### WRITTEN EXERCISE:
Write out every line below that includes the word "page".

### RECORDS SHOWN:
***

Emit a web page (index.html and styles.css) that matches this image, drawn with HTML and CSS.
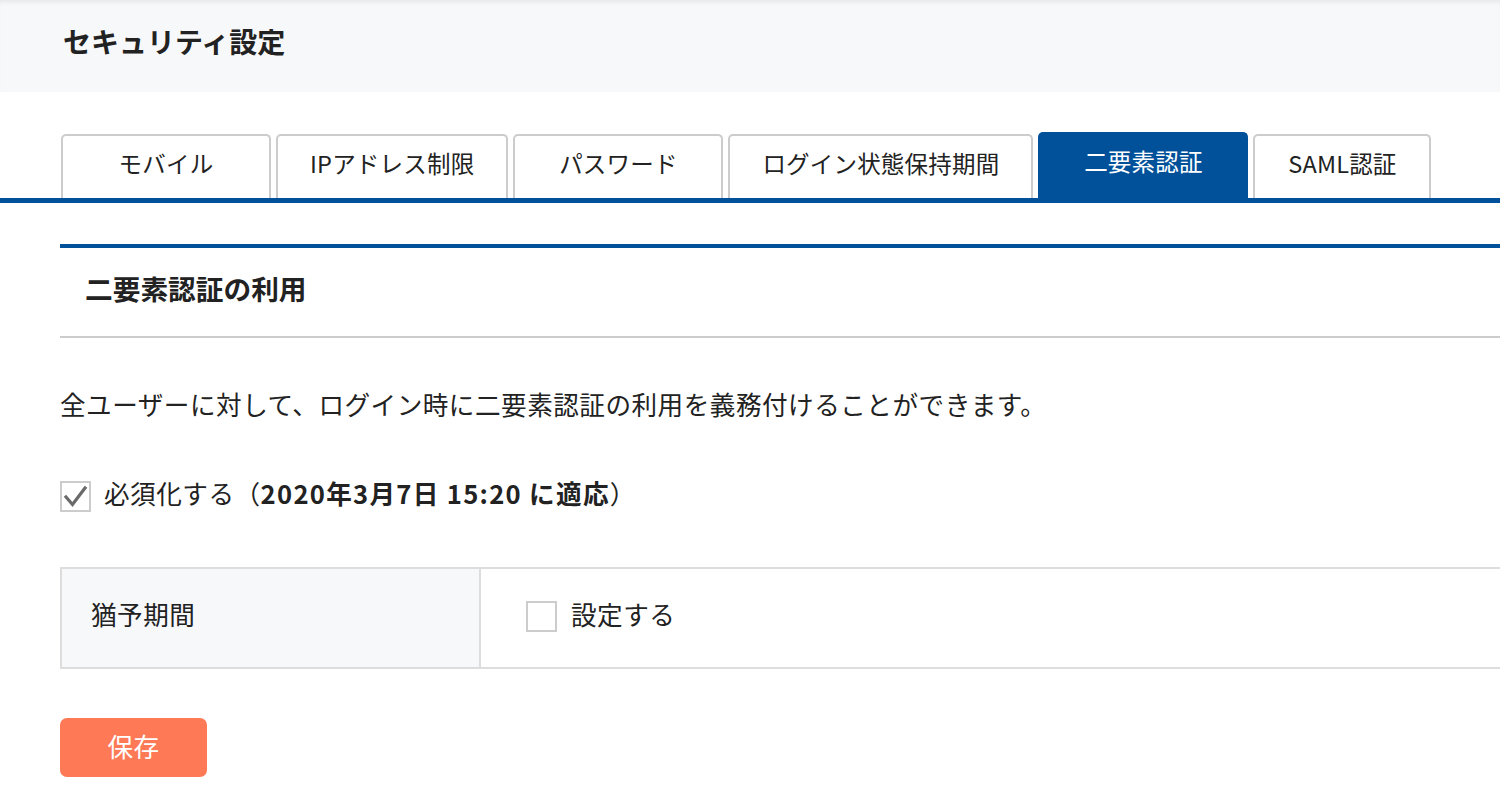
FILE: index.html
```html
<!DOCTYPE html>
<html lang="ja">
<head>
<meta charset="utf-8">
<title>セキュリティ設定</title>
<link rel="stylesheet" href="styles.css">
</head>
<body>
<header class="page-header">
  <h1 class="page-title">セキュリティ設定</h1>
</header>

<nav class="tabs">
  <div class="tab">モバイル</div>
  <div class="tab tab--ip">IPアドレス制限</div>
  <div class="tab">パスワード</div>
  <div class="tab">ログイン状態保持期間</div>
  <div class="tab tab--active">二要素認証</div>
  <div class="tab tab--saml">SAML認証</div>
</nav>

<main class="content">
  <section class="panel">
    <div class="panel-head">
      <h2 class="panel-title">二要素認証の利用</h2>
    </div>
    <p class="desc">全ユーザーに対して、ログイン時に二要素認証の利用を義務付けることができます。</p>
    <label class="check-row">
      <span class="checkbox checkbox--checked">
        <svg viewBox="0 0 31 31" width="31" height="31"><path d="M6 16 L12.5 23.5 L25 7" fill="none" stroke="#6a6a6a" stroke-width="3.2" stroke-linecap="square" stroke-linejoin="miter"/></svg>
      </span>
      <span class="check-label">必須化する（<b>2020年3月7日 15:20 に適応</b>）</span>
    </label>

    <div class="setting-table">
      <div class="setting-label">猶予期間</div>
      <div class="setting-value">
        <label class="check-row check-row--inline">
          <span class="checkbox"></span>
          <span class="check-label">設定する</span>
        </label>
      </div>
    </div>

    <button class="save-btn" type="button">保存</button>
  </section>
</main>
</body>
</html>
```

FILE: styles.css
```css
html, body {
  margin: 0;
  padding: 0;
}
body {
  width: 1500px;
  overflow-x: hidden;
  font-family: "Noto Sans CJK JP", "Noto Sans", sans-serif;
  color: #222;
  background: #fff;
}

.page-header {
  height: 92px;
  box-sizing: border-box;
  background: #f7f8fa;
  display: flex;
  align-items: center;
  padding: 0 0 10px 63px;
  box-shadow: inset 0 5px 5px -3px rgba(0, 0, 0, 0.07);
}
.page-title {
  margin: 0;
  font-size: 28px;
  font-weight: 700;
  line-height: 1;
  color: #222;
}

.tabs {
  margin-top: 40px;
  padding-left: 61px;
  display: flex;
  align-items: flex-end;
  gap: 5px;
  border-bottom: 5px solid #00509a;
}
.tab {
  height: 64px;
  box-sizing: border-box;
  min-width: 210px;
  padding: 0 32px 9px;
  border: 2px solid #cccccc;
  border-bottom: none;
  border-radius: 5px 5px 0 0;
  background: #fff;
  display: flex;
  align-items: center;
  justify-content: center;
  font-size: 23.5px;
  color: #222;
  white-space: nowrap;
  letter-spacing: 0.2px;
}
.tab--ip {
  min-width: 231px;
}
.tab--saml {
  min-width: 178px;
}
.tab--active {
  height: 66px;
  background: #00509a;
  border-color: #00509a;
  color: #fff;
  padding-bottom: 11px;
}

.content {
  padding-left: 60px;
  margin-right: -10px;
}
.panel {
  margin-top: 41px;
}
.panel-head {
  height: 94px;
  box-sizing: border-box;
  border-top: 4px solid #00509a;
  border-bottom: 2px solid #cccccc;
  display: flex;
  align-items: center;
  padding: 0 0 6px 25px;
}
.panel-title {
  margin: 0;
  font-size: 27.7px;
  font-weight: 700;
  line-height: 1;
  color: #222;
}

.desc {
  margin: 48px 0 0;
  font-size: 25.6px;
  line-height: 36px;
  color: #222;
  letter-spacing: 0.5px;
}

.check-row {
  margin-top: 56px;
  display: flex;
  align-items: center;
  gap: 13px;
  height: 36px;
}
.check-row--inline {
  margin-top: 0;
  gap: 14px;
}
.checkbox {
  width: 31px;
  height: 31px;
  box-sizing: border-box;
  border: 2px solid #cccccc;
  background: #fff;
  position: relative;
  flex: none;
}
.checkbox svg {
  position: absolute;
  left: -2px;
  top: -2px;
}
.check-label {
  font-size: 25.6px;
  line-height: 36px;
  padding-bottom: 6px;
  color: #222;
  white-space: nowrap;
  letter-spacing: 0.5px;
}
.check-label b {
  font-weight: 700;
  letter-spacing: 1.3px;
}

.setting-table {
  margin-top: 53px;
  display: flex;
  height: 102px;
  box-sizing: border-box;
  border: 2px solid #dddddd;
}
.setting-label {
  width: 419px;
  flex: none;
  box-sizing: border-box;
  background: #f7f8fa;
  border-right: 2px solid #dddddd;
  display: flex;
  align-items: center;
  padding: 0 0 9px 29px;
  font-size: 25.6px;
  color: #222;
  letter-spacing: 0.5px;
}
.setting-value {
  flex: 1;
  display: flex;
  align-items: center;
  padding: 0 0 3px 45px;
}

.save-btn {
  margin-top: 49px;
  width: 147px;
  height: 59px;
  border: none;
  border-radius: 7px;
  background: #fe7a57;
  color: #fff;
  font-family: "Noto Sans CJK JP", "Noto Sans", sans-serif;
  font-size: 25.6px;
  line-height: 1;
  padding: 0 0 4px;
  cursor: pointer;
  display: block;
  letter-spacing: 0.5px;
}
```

***

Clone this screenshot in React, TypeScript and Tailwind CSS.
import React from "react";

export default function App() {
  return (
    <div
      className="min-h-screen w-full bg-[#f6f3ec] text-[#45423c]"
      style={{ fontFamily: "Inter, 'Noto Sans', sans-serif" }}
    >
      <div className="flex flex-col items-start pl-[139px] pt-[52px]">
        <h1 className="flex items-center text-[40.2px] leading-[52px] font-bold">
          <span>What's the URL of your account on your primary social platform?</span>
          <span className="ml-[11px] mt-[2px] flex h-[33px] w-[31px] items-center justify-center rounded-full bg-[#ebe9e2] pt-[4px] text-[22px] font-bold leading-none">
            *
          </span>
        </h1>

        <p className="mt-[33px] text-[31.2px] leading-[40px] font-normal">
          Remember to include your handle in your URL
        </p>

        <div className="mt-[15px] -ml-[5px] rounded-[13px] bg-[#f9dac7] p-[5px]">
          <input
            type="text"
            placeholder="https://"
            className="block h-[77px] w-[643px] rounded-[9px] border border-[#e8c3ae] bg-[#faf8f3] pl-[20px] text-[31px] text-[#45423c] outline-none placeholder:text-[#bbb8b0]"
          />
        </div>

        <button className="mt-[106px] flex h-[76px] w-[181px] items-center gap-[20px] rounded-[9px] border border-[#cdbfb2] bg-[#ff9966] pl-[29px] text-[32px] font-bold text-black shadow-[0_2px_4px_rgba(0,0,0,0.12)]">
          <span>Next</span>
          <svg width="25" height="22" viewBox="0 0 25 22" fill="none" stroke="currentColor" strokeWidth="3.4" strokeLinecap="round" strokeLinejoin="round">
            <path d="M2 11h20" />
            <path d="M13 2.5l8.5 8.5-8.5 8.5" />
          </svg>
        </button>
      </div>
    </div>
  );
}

***

### FINISHED TASK:
Emit a web page (index.html and styles.css) that matches this image, drawn with HTML and CSS.
<header class="page-header">
  <h1 class="page-title">セキュリティ設定</h1>
.page-header {
.page-title {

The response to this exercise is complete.